New Cattle Genome Overcomes Challenges of Haplotype Assembly
Tuesday, March 20, 2018
Genetic knowledge is powerful when it comes to breeding. The ability to trace desirable traits to the gene level can help create plants and animals that are adapted to existing and emerging challenges, such as temperature tolerance, productivity, or disease resistance.
By crossing two breeds of cattle, Angus (Bos taurus taurus) and Brahman (Bos taurus indicus), from opposite ends of the species spectrum, breeders can benefit from the Angus’s high productivity in cool environments and the Brahman’s tolerance for harsh, hot climates and the diseases and parasites found there.
Genetically and phenotypically, the two subspecies are very different. And, their offspring are as well, as John Williams of the University of Adelaide explained in his recent talk at PAG. There are even differences depending on how the breeds are crossed (i.e. Angus bull and Brahman cow, or Brahman bull and Angus cow). Fetal weight at mid-gestation, for instance, varies markedly among purebreds and crosses, and between crosses.
Interested in exploring these differences, Williams and colleagues embarked on two approaches to assembling this heterozygous genome.
The first was a one-technology methodology involving PacBio long-read sequencing, assembled with FALCON-Unzip and scaffolded with Hi-C data, to examine the genome of an F1 cross-breed (Angus x Brahman). The Iso-Seq method was then used to explore the cattle’s transcriptome. It enabled the team to examine entire transcripts, as well as isolate 30,000 isoforms from 12,000 genes.
Although they are still sifting through the data, Williams said the team is “starting to be able to differentiate between Angus and Brahman specific transcripts.”
“Initial results show that Iso-Seq data can be haplotyped and is highly concordant with genome phasing results, revealing possible allelic-specific isoform expression,” he added.
Mapped back to the assembly, the Iso-Seq data also confirmed that the F1 cattle reference genome is of good quality.
Among the genes they explored, 10 were heavily differentially expressed between male and female. The team wanted to drill down deeper, to determine which parent of origin the differences come from, and to create better assemblies of sex specific genes.
So, a sub group led by Adam Phillippy, Sergey Koren, and Arang Rhie of the National Human Genome Research Institute (NHGRI) in Bethesda, Maryland, created a new process that took advantage of access to the cattle’s parents.
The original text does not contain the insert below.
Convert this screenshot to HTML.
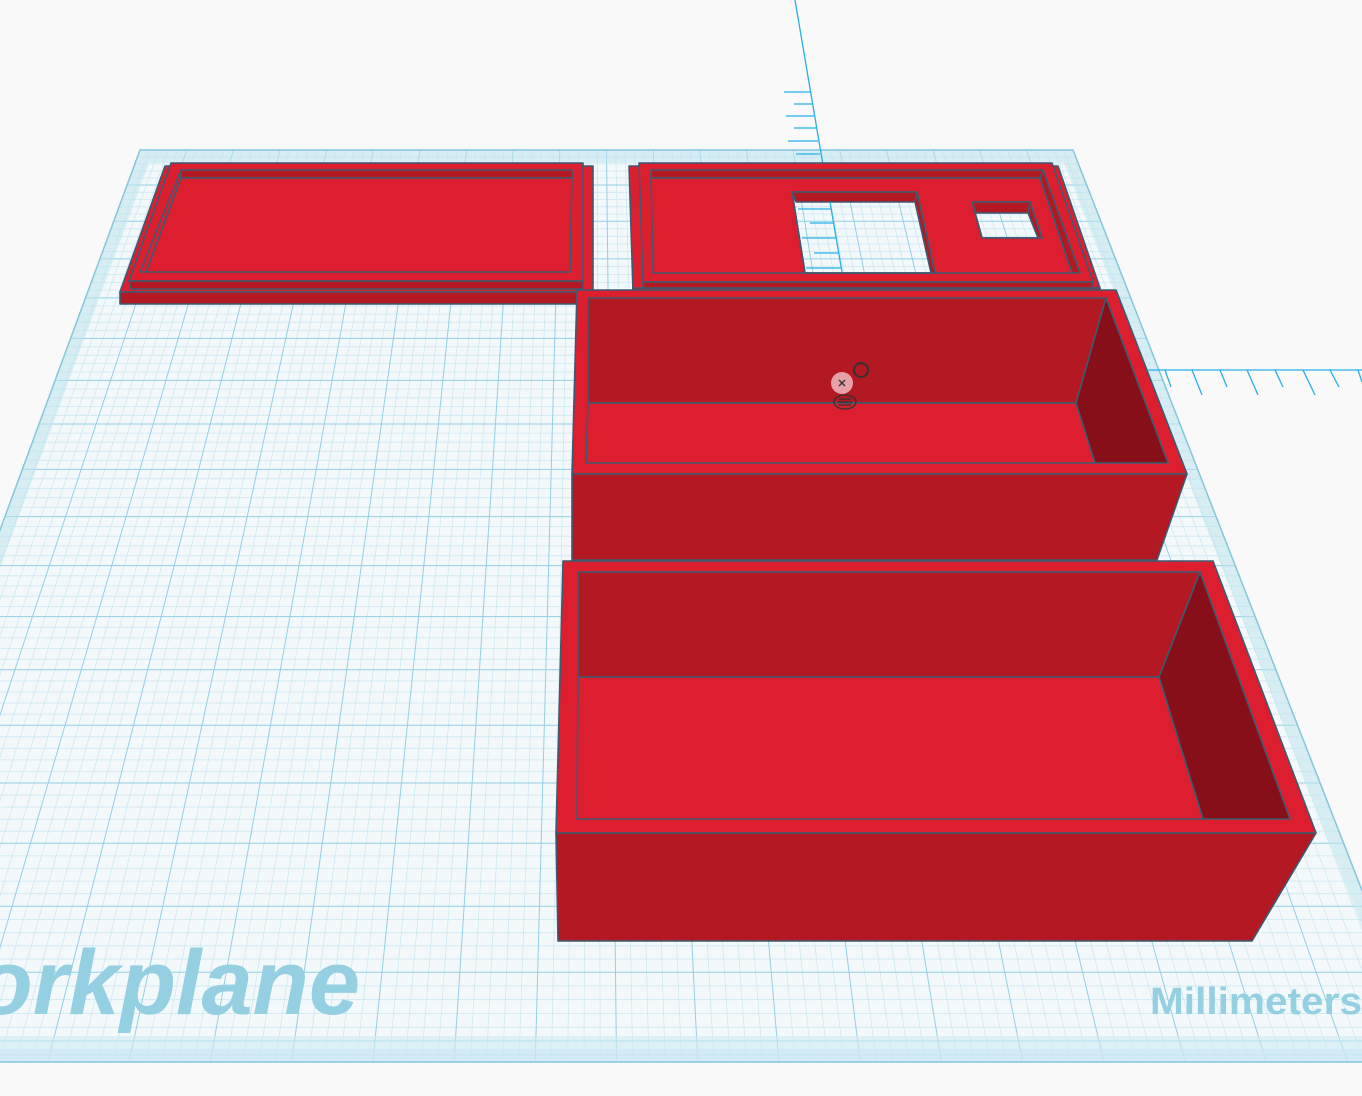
<!DOCTYPE html>
<html><head><meta charset="utf-8"><style>
html,body{margin:0;padding:0;background:#f9f9f9;overflow:hidden}
svg{display:block}
</style></head><body>
<svg width="1362" height="1096" viewBox="0 0 1362 1096" xmlns="http://www.w3.org/2000/svg">
<defs>
<clipPath id="wp"><polygon points="140,150 1073,150 1429,1062 -196,1062"/></clipPath>
</defs>
<rect width="1362" height="1096" fill="#f9f9f9"/>
<polygon points="140,150 1073,150 1429,1062 -196,1062" fill="#f3f9fb"/>
<g clip-path="url(#wp)" fill="none">
<path stroke="#cde8f1" stroke-width="0.8" d="M-200 157H1500M-200 164H1500M-200 171H1500M-200 178H1500M-200 192.3H1500M-200 199.5H1500M-200 206.8H1500M-200 214H1500M-200 228.8H1500M-200 236.3H1500M-200 243.9H1500M-200 251.4H1500M-200 266.7H1500M-200 274.5H1500M-200 282.3H1500M-200 290.1H1500M-200 306H1500M-200 314.1H1500M-200 322.2H1500M-200 330.3H1500M-200 346.8H1500M-200 355.2H1500M-200 363.6H1500M-200 372H1500M-200 389.1H1500M-200 397.8H1500M-200 406.6H1500M-200 415.3H1500M-200 433.1H1500M-200 442.2H1500M-200 451.2H1500M-200 460.3H1500M-200 478.8H1500M-200 488.3H1500M-200 497.7H1500M-200 507.2H1500M-200 526.4H1500M-200 536.2H1500M-200 546H1500M-200 555.8H1500M-200 575.8H1500M-200 586H1500M-200 596.2H1500M-200 606.4H1500M-200 627.2H1500M-200 637.9H1500M-200 648.5H1500M-200 659.2H1500M-200 680.9H1500M-200 692H1500M-200 703H1500M-200 714.1H1500M-200 736.8H1500M-200 748.3H1500M-200 759.9H1500M-200 771.4H1500M-200 795.1H1500M-200 807.1H1500M-200 819.2H1500M-200 831.2H1500M-200 855.9H1500M-200 868.5H1500M-200 881.1H1500M-200 893.7H1500M-200 919.5H1500M-200 932.7H1500M-200 945.8H1500M-200 959H1500M-200 986H1500M-200 999.7H1500M-200 1013.5H1500M-200 1027.3H1500M-200 1054.8H1500
M593 -1079L-179.75 1062M593 -1079L-163.5 1062M593 -1079L-147.25 1062M593 -1079L-131 1062
M593 -1079L-98.5 1062M593 -1079L-82.25 1062M593 -1079L-66 1062M593 -1079L-49.75 1062
M593 -1079L-17.25 1062M593 -1079L-1 1062M593 -1079L15.25 1062M593 -1079L31.5 1062
M593 -1079L64 1062M593 -1079L80.25 1062M593 -1079L96.5 1062M593 -1079L112.75 1062
M593 -1079L145.25 1062M593 -1079L161.5 1062M593 -1079L177.75 1062M593 -1079L194 1062
M593 -1079L226.5 1062M593 -1079L242.75 1062M593 -1079L259 1062M593 -1079L275.25 1062
M593 -1079L307.75 1062M593 -1079L324 1062M593 -1079L340.25 1062M593 -1079L356.5 1062
M593 -1079L389 1062M593 -1079L405.25 1062M593 -1079L421.5 1062M593 -1079L437.75 1062
M593 -1079L470.25 1062M593 -1079L486.5 1062M593 -1079L502.75 1062M593 -1079L519 1062
M593 -1079L551.5 1062M593 -1079L567.75 1062M593 -1079L584 1062M593 -1079L600.25 1062
M593 -1079L632.75 1062M593 -1079L649 1062M593 -1079L665.25 1062M593 -1079L681.5 1062
M593 -1079L714 1062M593 -1079L730.25 1062M593 -1079L746.5 1062M593 -1079L762.75 1062
M593 -1079L795.25 1062M593 -1079L811.5 1062M593 -1079L827.75 1062M593 -1079L844 1062
M593 -1079L876.5 1062M593 -1079L892.75 1062M593 -1079L909 1062M593 -1079L925.25 1062
M593 -1079L957.75 1062M593 -1079L974 1062M593 -1079L990.25 1062M593 -1079L1006.5 1062
M593 -1079L1039 1062M593 -1079L1055.25 1062M593 -1079L1071.5 1062M593 -1079L1087.75 1062
M593 -1079L1120.25 1062M593 -1079L1136.5 1062M593 -1079L1152.75 1062M593 -1079L1169 1062
M593 -1079L1201.5 1062M593 -1079L1217.75 1062M593 -1079L1234 1062M593 -1079L1250.25 1062
M593 -1079L1282.75 1062M593 -1079L1299 1062M593 -1079L1315.25 1062M593 -1079L1331.5 1062
M593 -1079L1364 1062M593 -1079L1380.25 1062M593 -1079L1396.5 1062M593 -1079L1412.75 1062"/>
<path stroke="#93cfe3" stroke-width="1" d="M-200 185H1500M-200 221.3H1500M-200 258.9H1500M-200 297.9H1500M-200 338.4H1500M-200 380.4H1500M-200 424H1500M-200 469.4H1500M-200 516.6H1500M-200 565.6H1500M-200 616.6H1500M-200 669.8H1500M-200 725.2H1500M-200 783H1500M-200 843.3H1500M-200 906.3H1500M-200 972.2H1500M-200 1041H1500
M593 -1079L-114.75 1062M593 -1079L-33.5 1062M593 -1079L47.75 1062M593 -1079L129 1062M593 -1079L210.25 1062M593 -1079L291.5 1062M593 -1079L372.75 1062M593 -1079L454 1062M593 -1079L535.25 1062M593 -1079L616.5 1062M593 -1079L697.75 1062M593 -1079L779 1062M593 -1079L860.25 1062M593 -1079L941.5 1062M593 -1079L1022.75 1062M593 -1079L1104 1062M593 -1079L1185.25 1062M593 -1079L1266.5 1062M593 -1079L1347.75 1062"/>
<polygon points="140,150 1073,150 1429,1062 -196,1062" stroke="#bfe3ef" stroke-width="26" opacity="0.55"/>
<rect x="-200" y="1036" width="1700" height="26" fill="#cfeaf4" opacity="0.6"/>
</g>
<polygon points="140,150 1073,150 1429,1062 -196,1062" fill="none" stroke="#86c6dc" stroke-width="1.5"/>
<text x="360" y="1014" text-anchor="end" font-family="Liberation Sans, sans-serif" font-weight="bold" font-style="italic" font-size="92" fill="#94cfe2">Workplane</text>
<text x="1150" y="1014" font-family="Liberation Sans, sans-serif" font-weight="bold" font-size="38" fill="#94cfe2" textLength="212" lengthAdjust="spacingAndGlyphs">Millimeters</text>

<g stroke="#29aee6" stroke-width="1.3" fill="none">
<line x1="795" y1="0" x2="823" y2="165"/>
<line x1="784" y1="92" x2="810" y2="92"/><line x1="794" y1="104" x2="812" y2="104"/>
<line x1="786" y1="116" x2="814" y2="116"/><line x1="794" y1="128" x2="816" y2="128"/>
<line x1="788" y1="141" x2="818" y2="141"/><line x1="796" y1="154" x2="820" y2="154"/>
<line x1="1148" y1="370" x2="1362" y2="370"/>
<line x1="1165" y1="370" x2="1171" y2="387"/><line x1="1192" y1="370" x2="1202" y2="395"/>
<line x1="1220" y1="370" x2="1227" y2="387"/><line x1="1247" y1="370" x2="1258" y2="395"/>
<line x1="1275" y1="370" x2="1283" y2="387"/><line x1="1303" y1="370" x2="1315" y2="395"/>
<line x1="1330" y1="370" x2="1339" y2="387"/><line x1="1358" y1="370" x2="1362" y2="382"/>
</g>

<g stroke="#3d5a73" stroke-width="1.6" stroke-linejoin="round">
<polygon points="165,166 593,166 593,292 120,292" fill="#dc1e2e"/>
<polygon points="120,292 593,292 593,304 120,304" fill="#b31823"/>
<polygon points="171,163 583,163 583,281 129,281" fill="#dc1e2e"/>
<polygon points="129,281 583,281 583,289 131,289" fill="#b31823"/>
<polygon points="181,170 572,170 572,178 181,178" fill="#b31823"/>
<polygon points="181,178 572,178 570,272 146,272" fill="#dc1e2e"/>
<polygon points="181,170 181,178 146,272 140,272" fill="#dc1e2e"/>

<path fill-rule="evenodd" fill="#dc1e2e" d="M629,166 L1058,166 L1100,288 L633,292 Z M792,192 L917,192 L935,273 L805,273 Z M972,202 L1030,202 L1042,238 L982,238 Z"/>
<polygon points="633,288 1100,288 1100,294 633,294" fill="#b31823"/>
<path fill-rule="evenodd" fill="#dc1e2e" d="M639,163 L1052,163 L1093,282 L643,282 Z M792,192 L917,192 L935,273 L805,273 Z M972,202 L1030,202 L1042,238 L982,238 Z"/>
<polygon points="643,282 1093,282 1093,288 643,288" fill="#b31823"/>
<polygon points="651,170 1043,170 1043,178 651,178" fill="#b31823"/>
<polygon points="1043,170 1080,273 1072,273 1040,178" fill="#b31823"/>
<path fill-rule="evenodd" fill="#dc1e2e" d="M651,178 L1040,178 L1072,273 L653,273 Z M792,192 L917,192 L935,273 L805,273 Z M972,202 L1030,202 L1042,238 L982,238 Z"/>
<polygon points="792,192 917,192 917,202 796,202" fill="#b31823"/>
<polygon points="917,192 935,273 931,273 915,202" fill="#b31823"/>
<polygon points="972,202 1030,202 1030,213 976,213" fill="#b31823"/>
<polygon points="1030,202 1042,238 1038,238 1028,213" fill="#b31823"/>
</g>
<g stroke="#29aee6" stroke-width="1.3">
<line x1="830" y1="202" x2="842" y2="272"/>
<line x1="798" y1="209" x2="831" y2="209"/><line x1="810" y1="223" x2="834" y2="223"/>
<line x1="802" y1="238" x2="836" y2="238"/><line x1="814" y1="253" x2="839" y2="253"/>
<line x1="806" y1="268" x2="841" y2="268"/>
</g>

<g stroke="#3d5a73" stroke-width="1.6" stroke-linejoin="round">
<polygon points="577,290 1116,290 1187,474 572,474" fill="#dc1e2e"/>
<polygon points="572,474 1187,474 1157,560 572,560" fill="#b31823"/>
<polygon points="588,298 1106,298 1076,403 588,403" fill="#b31823"/>
<polygon points="588,403 1076,403 1095,463 586,463" fill="#dc1e2e"/>
<polygon points="1106,298 1168,463 1095,463 1076,403" fill="#870f19"/>
<polygon points="563,561 1213,561 1316,833 556,833" fill="#dc1e2e"/>
<polygon points="556,833 1316,833 1252,941 558,941" fill="#b31823"/>
<polygon points="578,572 1200,572 1159,677 578,677" fill="#b31823"/>
<polygon points="578,677 1159,677 1203,819 577,819" fill="#dc1e2e"/>
<polygon points="1200,572 1290,819 1203,819 1159,677" fill="#870f19"/>
</g>

<circle cx="861" cy="370" r="7" fill="none" stroke="#333" stroke-width="2"/>
<circle cx="842" cy="383" r="11" fill="#e8a0a8"/>
<path d="M839,380 L845,386 M845,380 L839,386" stroke="#333" stroke-width="1.4"/>
<ellipse cx="845" cy="402" rx="11" ry="7" fill="none" stroke="#333" stroke-width="1.3"/>
<path d="M839,399 H851 M838,402 H852 M839,405 H851" stroke="#333" stroke-width="1.2"/>
</svg>
</body></html>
Trio Binning: Two Genomes From One Individual
The “trio binning” process, also presented at PAG, enabled them to generate two high-quality (maternal and paternal) genomes from the single F1 cross-breed. It uses short reads from two parental genomes to partition SMRT Sequencing long reads from an offspring into haplotype-specific sets prior to assembly. Each haplotype is then assembled independently using a new module of the Canu assembler the NHGRI team created — TrioCanu — resulting in a complete diploid reconstruction.
As described in this preprint, the method requires moderate coverage of short sequencing reads (e.g. 30-fold Illumina) from two parental genomes to identify short, k-length subsequences (k-mers) that are specific to each parent. These k-mers are presumed to be specific to the corresponding haplotypes of the offspring. Next, long reads are collected from an offspring of the parents to sufficiently cover both haplotypes (e.g. 80-fold PacBio, 40-fold per haplotype). Long reads from the offspring are then binned into paternal and maternal groups based on the presence of the haplotype-specific k-mers and assembled separately.
In the case of the cattle, the Angus and Brahman haplotypes aligned to one another with 99.35% identity and contained 25,245 haplotype-specific structural variants and 124 inversion breakpoints.
Phillippy et al. note that trios have long been used in genomics to infer inheritance, including for the HapMap and the 1000 Genomes projects, as well as by trio-sga to simplify heterozygous diploid genome assembly. But reliance on short-read sequencing limited the haplotype-specific contigs (haplotigs) to an average size of a few kilobases.
“In contrast, our long-read method enables the assembly of multi-megabase haplotigs and complete parental haplotypes,” the authors write.
Long-read trio binning is also advantageous because it requires fewer resources than inbreeding, simplifies assembly graphs, and can accurately reconstruct structurally heterozygous alleles that can be important factors in adaptation and immunity, Phillipy states.
“Accurate representation of haplotypes is essential for studies of intraspecific variation, chromosome evolution, and allele-specific expression,” the authors add.
Its applications could also spread into human and other areas of agricultural genomics, including polyploid plant genomes.
“Reference genome projects have historically selected inbred individuals to minimize heterozygosity and simplify assembly,” the authors write. “We challenge this dogma and present a new approach designed specifically for heterozygous genomes.”